§ **Exercise**:
Retype word for word the first line of the listing and each line after it up to the line with "import React from", with the pictures taken out.
_ _ _
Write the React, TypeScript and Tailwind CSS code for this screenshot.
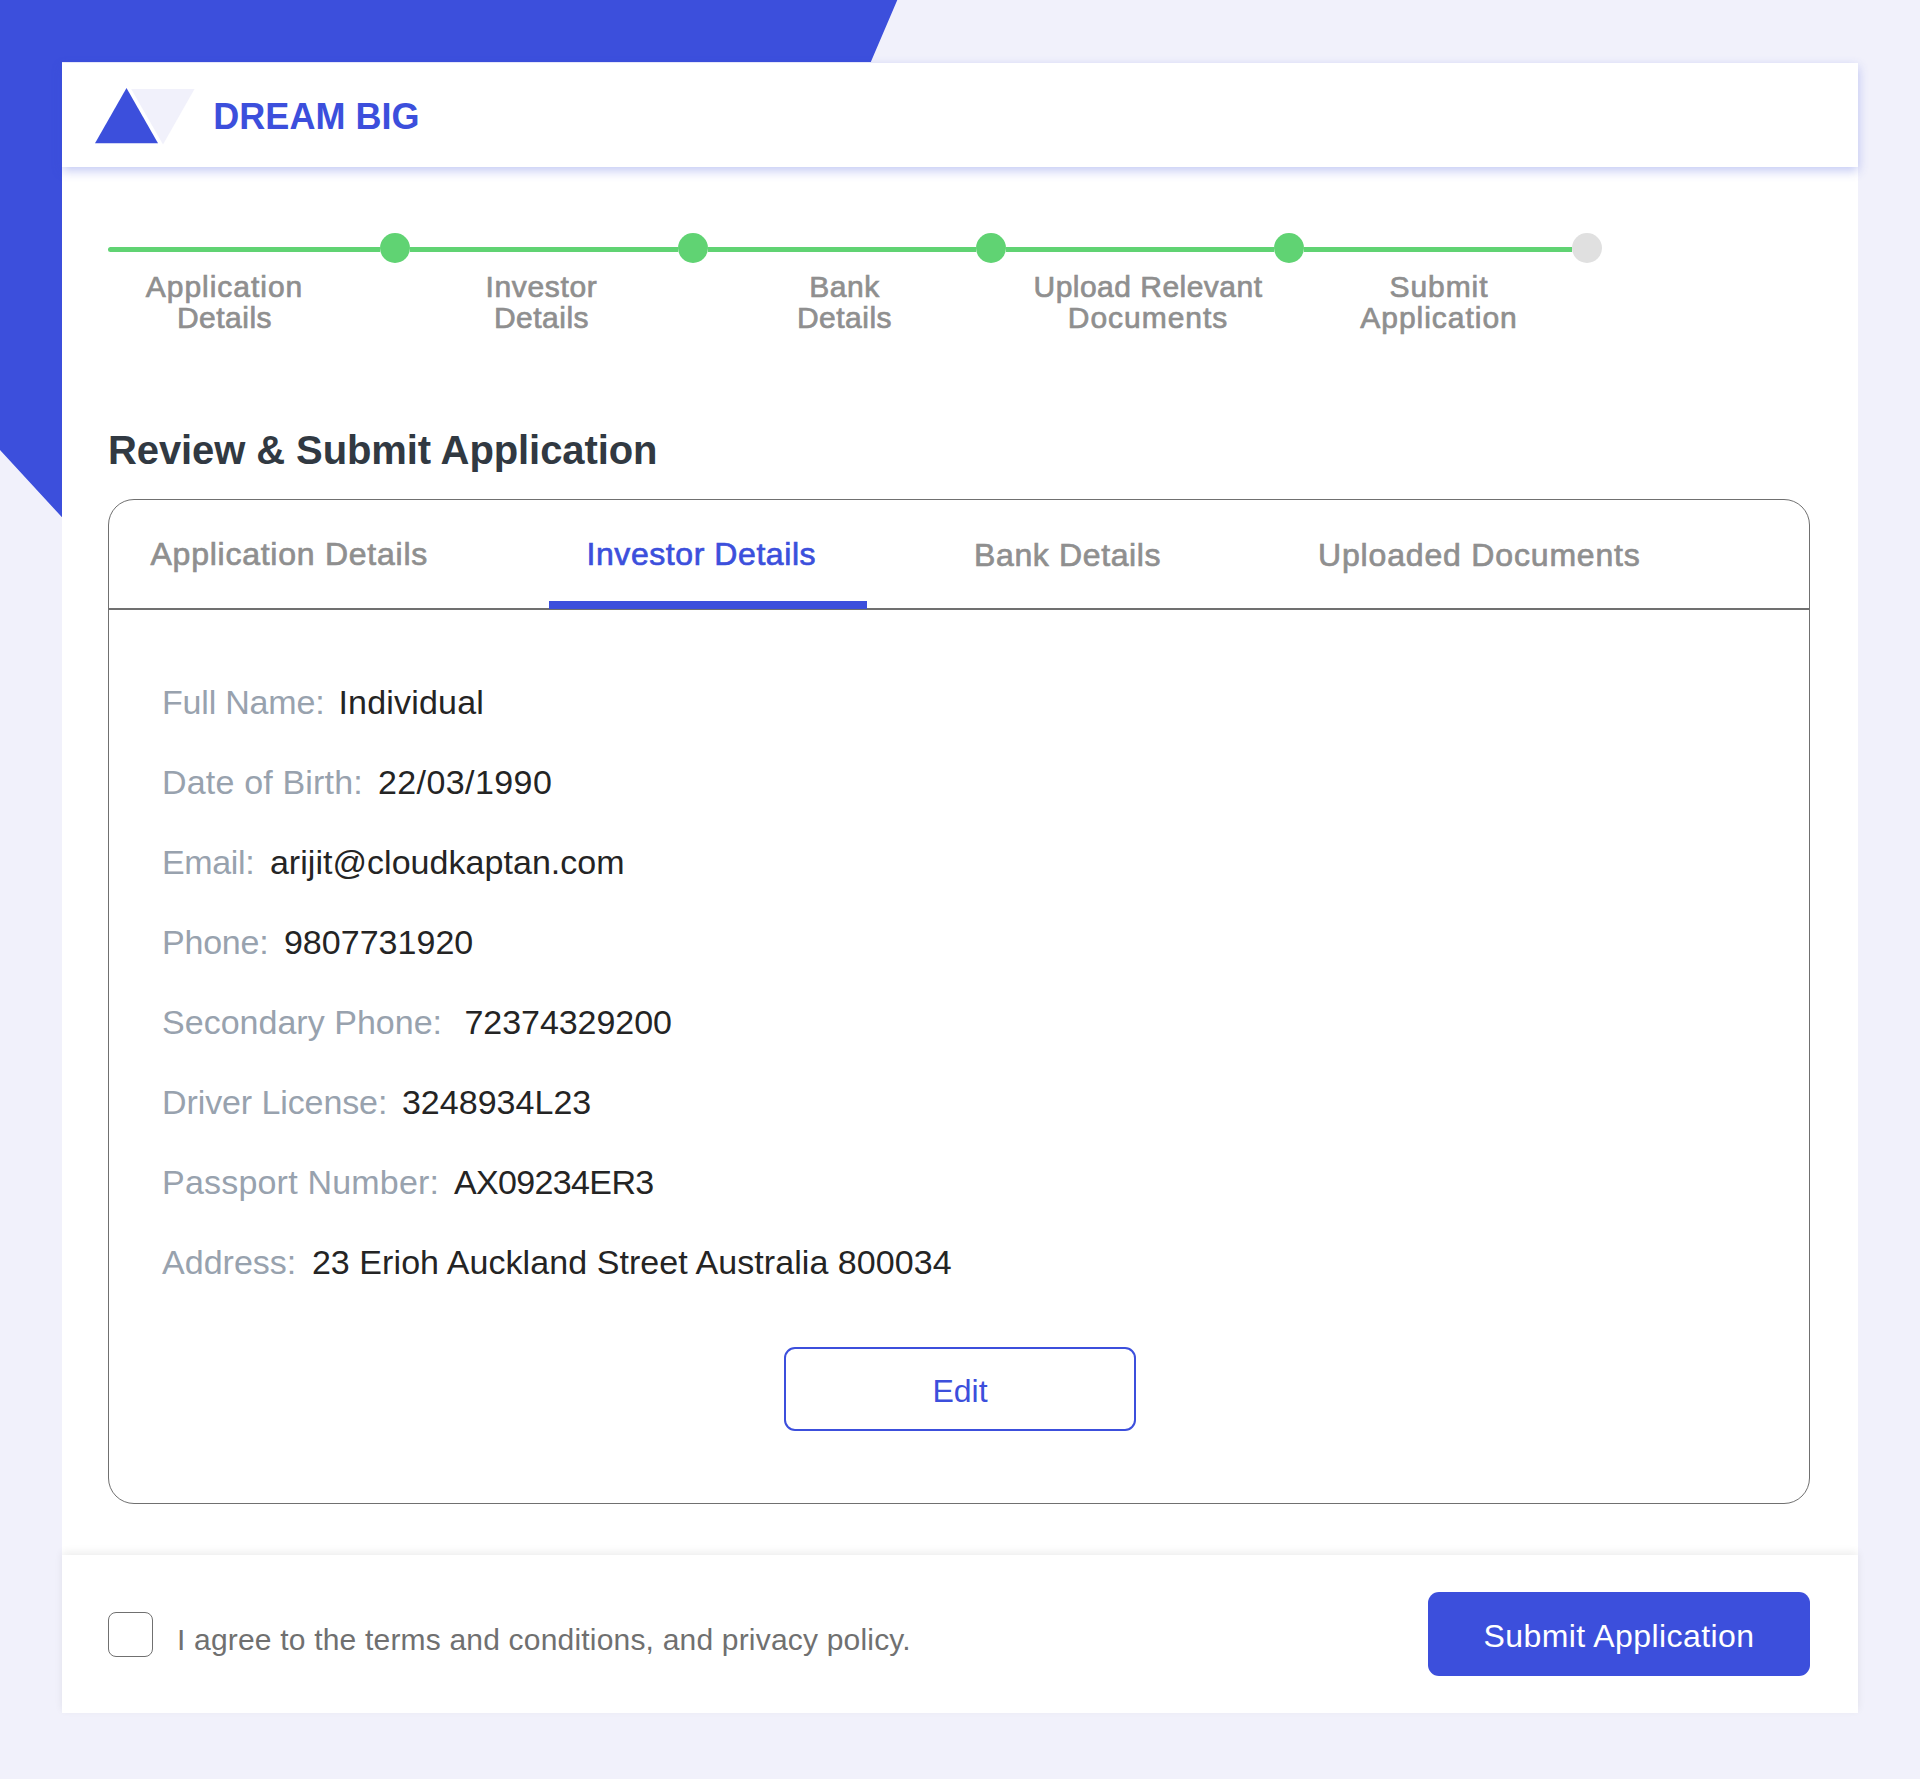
import React from "react";

const steps = [
  { cell: "w-[232px] pl-px", lines: [["Application", "tracking-[0.97px]"], ["Details", "tracking-[0.5px]"]] },
  { cell: "w-[403px]", lines: [["Investor", "tracking-[0.67px]"], ["Details", "tracking-[0.5px]"]] },
  { cell: "w-[203px]", lines: [["Bank", "tracking-[0.5px]"], ["Details", "tracking-[0.5px]"]] },
  { cell: "w-[404px]", lines: [["Upload Relevant", "tracking-[0.48px]"], ["Documents", "tracking-[0.95px]"]] },
  { cell: "w-[178px]", lines: [["Submit", "tracking-[0.9px]"], ["Application", "tracking-[0.97px]"]] },
];

const segments = [
  { line: "w-[272px] rounded-l-full", dot: "bg-[#60d373]" },
  { line: "w-[268px]", dot: "bg-[#60d373]" },
  { line: "w-[268px]", dot: "bg-[#60d373]" },
  { line: "w-[268px]", dot: "bg-[#60d373]" },
  { line: "w-[268px]", dot: "bg-[#e0e0e0]" },
];

const tabs = [
  { label: "Application Details", cell: "w-[440px] pl-[41.5px] pt-[34px] tracking-[0.75px]", active: false },
  { label: "Investor Details", cell: "w-[318px] pl-[37.5px] pt-[34px] tracking-[0.57px]", active: true },
  { label: "Bank Details", cell: "w-[344px] pl-[107px] pt-[35px] tracking-[0.63px]", active: false },
  { label: "Uploaded Documents", cell: "flex-1 pl-[107px] pt-[35px] tracking-[0.83px]", active: false },
];

const details = [
  { label: "Full Name:", l: "w-[176.4px] tracking-[-0.2px]", value: "Individual", v: "tracking-[0.2px]" },
  { label: "Date of Birth:", l: "w-[215.9px] tracking-[0.18px]", value: "22/03/1990", v: "tracking-[0.42px]" },
  { label: "Email:", l: "w-[107.9px] tracking-[-0.35px]", value: "arijit@cloudkaptan.com", v: "tracking-[0.04px]" },
  { label: "Phone:", l: "w-[121.9px] tracking-[-0.22px]", value: "9807731920", v: "tracking-[0.03px]" },
  { label: "Secondary Phone:", l: "w-[302.5px] tracking-[0.02px]", value: "72374329200", v: "tracking-[-0.06px]" },
  { label: "Driver License:", l: "w-[239.9px] tracking-[-0.1px]", value: "3248934L23", v: "tracking-[0.03px]" },
  { label: "Passport Number:", l: "w-[292px] tracking-[0.2px]", value: "AX09234ER3", v: "tracking-[-0.65px]" },
  { label: "Address:", l: "w-[149.9px] tracking-[0.02px]", value: "23 Erioh Auckland Street Australia 800034", v: "tracking-[0.07px]" },
];

function Header() {
  return (
    <header className="relative z-10 flex h-[104px] items-center bg-white pl-[33px] shadow-[0_4px_10px_rgba(60,79,220,0.3)]">
      <svg width="100" height="57" viewBox="0 0 100 57" className="mt-[3px]">
        <path d="M31.5 0 63 55.2H0Z" fill="#3c4fdc" />
        <path d="M36.2 1H99.5L68 56.5Z" fill="#f1f1fb" />
      </svg>
      <div className="mt-[3px] ml-[18.3px] text-[36px] leading-10 font-bold tracking-[0.03px] text-[#3c4fdc]">DREAM BIG</div>
    </header>
  );
}

function Progress() {
  return (
    <>
      <div className="flex items-start">
        {segments.map((s, i) => (
          <React.Fragment key={i}>
            <div className={`mt-[14px] h-[5px] bg-[#60d373] ${s.line}`} />
            <div className={`size-[30px] rounded-full ${s.dot}`} />
          </React.Fragment>
        ))}
      </div>
      <div className="mt-2 flex text-center text-[30px] leading-[31px] text-[#8f8f8f] [-webkit-text-stroke:0.7px_#8f8f8f]">
        {steps.map((s, i) => (
          <div key={i} className={s.cell}>
            {s.lines.map(([text, tracking]) => (
              <div key={text} className={tracking}>{text}</div>
            ))}
          </div>
        ))}
      </div>
    </>
  );
}

export default function App() {
  return (
    <div className="relative h-[1779px] w-[1920px] overflow-hidden bg-[#f1f1fb] pt-[63px] pl-[62px] font-['Liberation_Sans',Arial,sans-serif]">
      <svg width="900" height="520" viewBox="0 0 900 520" className="absolute top-0 left-0">
        <path d="M0 0H897.3L870.8 62H62V517.3L0 450Z" fill="#3c4fdc" />
      </svg>
      <div className="relative w-[1796px] bg-white">
        <Header />
        <main className="h-[1388px] pt-[66px] pl-[46px]">
          <Progress />
          <h1 className="mt-[93px] text-[40px] leading-[48px] font-bold tracking-[-0.095px] text-[#313942]">Review &amp; Submit Application</h1>
          <section className="mt-[25px] h-[1005px] w-[1702px] rounded-[26px] border border-[#707070]">
            <nav className="flex h-[110px] border-b-2 border-[#707070] text-[32px] leading-10">
              {tabs.map((t) => (
                <div
                  key={t.label}
                  className={`relative whitespace-nowrap ${t.cell} ${
                    t.active
                      ? "text-[#3c4fdc] [-webkit-text-stroke:0.7px_#3c4fdc]"
                      : "text-[#8f8f8f] [-webkit-text-stroke:0.7px_#8f8f8f]"
                  }`}
                >
                  {t.label}
                  {t.active && <div className="absolute -bottom-px left-0 h-2 w-full bg-[#3c4fdc]" />}
                </div>
              ))}
            </nav>
            <dl className="pt-[52px] pl-[53px] text-[34px] leading-[80px]">
              {details.map((d) => (
                <div key={d.label} className="flex whitespace-nowrap">
                  <dt className={`shrink-0 text-[#98a2ae] ${d.l}`}>{d.label}</dt>
                  <dd className={`text-[#242424] ${d.v}`}>{d.value}</dd>
                </div>
              ))}
            </dl>
            <button className="mt-[45px] ml-[675px] flex h-[84px] w-[352px] items-center justify-center rounded-[11px] border-2 border-[#3c4fdc] pt-[3px] text-[32px] leading-10 text-[#3c4fdc]">
              Edit
            </button>
          </section>
        </main>
        <footer className="flex h-[158px] items-center justify-between bg-white pr-[48px] pl-[46px] shadow-[0_-3px_8px_rgba(0,0,0,0.07)]">
          <label className="flex items-center">
            <span className="size-[45px] rounded-[8px] border border-[#707070]" />
            <span className="mt-[12px] ml-6 text-[30px] leading-9 tracking-[0.19px] text-[#707070]">
              I agree to the terms and conditions, and privacy policy.
            </span>
          </label>
          <button className="flex h-[84px] w-[382px] items-center justify-center rounded-[11px] bg-[#3c4fdc] pt-[3px] text-[32px] leading-10 tracking-[0.43px] text-white">
            Submit Application
          </button>
        </footer>
      </div>
    </div>
  );
}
_ _ _
§ **Answer to the exercise**:
Write the React, TypeScript and Tailwind CSS code for this screenshot.
import React from "react";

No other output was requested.